They totally botched my boob job. My tits look like they're are winking.
He told me he could read braille... with his tongue. So I took him home. I don't think he was lying
i jsut feel off the bus, but its ok the driver let me back on. a woman hid her baby from me..
Apparently I have a urinal in my bedroom
You broke into someone's house and stole a pan of lasagna.
My hanfda are one with the u niverse and I am cirretnly inhaling a couch
I expected to wake up with a sext of you posing nude and all I got was a missed call.....disappointed.
I'm sorry I think it was because I lost a chicken nugget in my purse and that's all that was on my mind until 4am
Jen gave my number to some guy she met in NY. He sent me a picture of his weiner. He had nice shoes. I replied with a pic of bacon.

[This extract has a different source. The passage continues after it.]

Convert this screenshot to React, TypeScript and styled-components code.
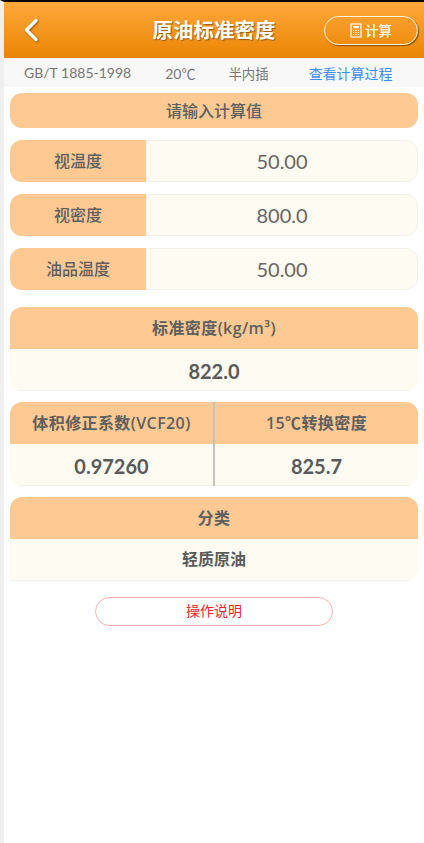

When in doubt always reply with bacon.
Heb just said, and I quote, "let's go to Who's On Third and fuck a fishbowl with our mouths. I am going to fuck this van." and then he humped a van.
The "don't have sex with him again" alerts you set on my phone just started going off.
Good. "Seriously, don't do it" should start in about five minutes.
The worst part was when I went to go spit it out and rinse my mouth, his grandpa was in the bathroom, so I had to fucking wait. It was awful. I finally ran to the kitchen and prayed his parents didn't come out of their room.
Sangria Flip Cup was probably one of our worse drunken decisions
I may have unintentionally punched your cat twice but he's an asshole anyway.
Remember that time you puked in the middle of wendy's?
Yeah, why?
The staff still remembers me for cleaning it up. Thanks for the free frosty and fries
He went down on me and then made me breakfast in bed. He's a man you can bring home to mom.